Signs of new life in I.P.O. market
Some mainland firms may revive listing plans in Hong Kong to fund further expansion as the authorities seek to tighten credit at home
Hong Kong's dismal listings market has shown signs of a nascent recovery with some municipal-level mainland lenders and brokerage houses signalling they will retry offerings amid improving sentiment.
Listing candidates, including China Galaxy Securities and China Everbright Bank, plan to proceed with offerings in the second quarter to replenish their capital base for further expansion in increasingly competitive conditions at home.
Policymakers in Beijing have sent clear signals that the authorities will rein in credit, given concerns about rising inflation.
"Mainland financial firms are relaunching their long-awaited plans to go public in Hong Kong starting from this month," Deloitte Touche Tohmatsu partner Edward Au said. "Many of them have substantially slashed their original IPO size to attractive valuations."
State-controlled China Galaxy Securities, the country's seventh-biggest brokerage firm by assets, will seek approval on April 11 for a proposed flotation that could raise up to US$1.5 billion.

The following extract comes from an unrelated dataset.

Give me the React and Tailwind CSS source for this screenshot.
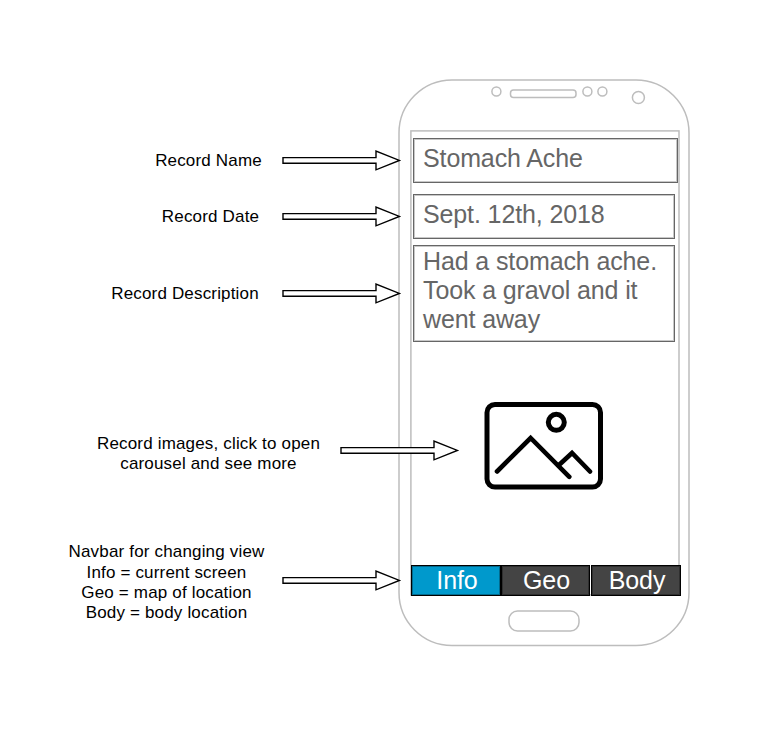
import React from "react";

function Arrow() {
  return (
    <svg className="block shrink-0" width="120" height="22" viewBox="0 0 120 22" fill="white" stroke="black" strokeWidth="1.4" strokeMiterlimit="10">
      <path d="M1 7.6H94V1.1L117.4 10.4L94 19.8V13.3H1Z" />
    </svg>
  );
}

function Note({ lines, className, labelClass }) {
  return (
    <div className={"flex items-center " + className}>
      <p className={"shrink-0 text-center text-[17px] leading-[20.3px] tracking-[0.17px] whitespace-nowrap " + labelClass}>
        {lines.map((line) => (
          <span key={line} className="block">{line}</span>
        ))}
      </p>
      <Arrow />
    </div>
  );
}

function PhoneFrame() {
  return (
    <svg className="absolute inset-0" width="294" height="570" viewBox="397 78 294 570" fill="none" stroke="#bdbdbd" strokeWidth="1.5">
      <rect x="399" y="80" width="290" height="565.5" rx="53" ry="53" fill="white" />
      <circle cx="496.4" cy="91.5" r="4.5" />
      <rect x="510.5" y="90" width="65.5" height="7.4" rx="3" />
      <circle cx="587.4" cy="91.5" r="4.5" />
      <circle cx="602.4" cy="91.5" r="4.5" />
      <circle cx="638.4" cy="97.5" r="6" />
      <rect x="410.9" y="130.9" width="268.1" height="464" />
      <rect x="509" y="611" width="70" height="20" rx="8.5" />
    </svg>
  );
}

function Field({ className, children }) {
  return (
    <div className={"border border-[#666] bg-white pl-[9px] text-[25px] tracking-[-0.12px] text-[#666] shadow-[inset_0_0_0_1px_#c8c8c8] " + className}>
      {children}
    </div>
  );
}

function Tab({ className, children }) {
  return (
    <div className={"flex h-[31px] items-center justify-center border border-black pl-[2px] text-[25px] leading-[29px] tracking-[-0.1px] text-white shadow-[inset_0_0_0_1px_rgba(0,0,0,0.3)] " + className}>
      {children}
    </div>
  );
}

function Phone() {
  return (
    <div className="relative mt-[78px] h-[570px] w-[294px] shrink-0">
      <PhoneFrame />
      <div className="relative flex h-full flex-col pt-[60px] pl-4">
        <Field className="h-[45px] w-[265px] leading-[38px]">Stomach Ache</Field>
        <Field className="mt-[11px] h-[45px] w-[262px] leading-[38px]">Sept. 12th, 2018</Field>
        <Field className="mt-[6px] h-[97px] w-[262px] pt-[1px] leading-[29.2px]">
          <p>Had a stomach ache.</p>
          <p>Took a gravol and it</p>
          <p>went away</p>
        </Field>
        <svg className="mt-[58px] ml-[70px] shrink-0" width="122" height="92" viewBox="483 400 122 92" fill="none" stroke="black" strokeWidth="5" strokeLinecap="round">
          <rect x="487" y="404.5" width="113.5" height="82.5" rx="8" />
          <circle cx="556.3" cy="422.3" r="8" />
          <path strokeWidth="4.6" d="M497 471.5L530.6 438L569.3 476.8M559 465L572 453L590 471.5" />
        </svg>
        <div className="mt-[73px] -ml-[2px] flex">
          <Tab className="w-[90px] bg-[#0099cc]">Info</Tab>
          <Tab className="w-[89px] bg-[#444]">Geo</Tab>
          <Tab className="ml-px w-[90px] bg-[#444]">Body</Tab>
        </div>
      </div>
    </div>
  );
}

export default function App() {
  return (
    <div className="flex h-[738px] w-[761px] overflow-hidden bg-white font-['Liberation_Sans',Arial,sans-serif] text-black">
      <div className="relative z-10 w-[397px] shrink-0 pt-[150px]">
        <Note className="h-[22px] pl-[154px]" labelClass="w-[128px] pr-[19px]" lines={["Record Name"]} />
        <Note className="mt-[34px] h-[22px] pl-[161px]" labelClass="w-[121px] pr-[22px]" lines={["Record Date"]} />
        <Note className="mt-[55px] h-[22px] pl-[110px]" labelClass="w-[172px] pr-[22px]" lines={["Record Description"]} />
        <Note className="mt-[125px] h-[42px] pl-[90px]" labelClass="w-[250px] pr-[13px] pt-[6px]" lines={["Record images, click to open", "carousel and see more"]} />
        <Note className="mt-[68px] h-[82px] pl-[60px]" labelClass="w-[222px] pr-[9px] pt-[4px]" lines={["Navbar for changing view", "Info = current screen", "Geo = map of location", "Body = body location"]} />
      </div>
      <Phone />
    </div>
  );
}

Along with other city commercial banks on the mainland, Shanghai-listed China Everbright Bank is making its third attempt to tap the Hong Kong market.
It scrapped a deal in September, even though the Beijing-based lender had strong support from cornerstone investors.
Au said overall market sentiment had been lifted by retail buyers looking for short-term profit. And the oversubscription of new share offerings should give issuers a lot of confidence to go ahead with flotations.
"The listing window in Hong Kong could provide an alternative financial channel for mainland firms as the domestic market has been virtually shut down since October," Au said.
In the first three months, the capital raised through Hong Kong's IPO market dropped by 17 per cent to HK$8.1 billion from a year earlier. Many listed firms are seeking capital via new shares, convertible bonds and debt.
"Apart from the listing plans of mainland firms, local property developers such as Hopewell and New World Development are considering spin-offs and separate listings of their Hong Kong properties, which could raise a combined HK$10 billion in the second half," Au said.
According to bankers familiar with the listing matters, New World Development, controlled by Cheng Yu-tung, is looking to raise US$1 billion through a spin-off listing of its hotel units, while Hopewell, a conglomerate that has infrastructure and property projects on the mainland and in Hong Kong, is seeking US$800 million in a separate listing of its Hong Kong properties.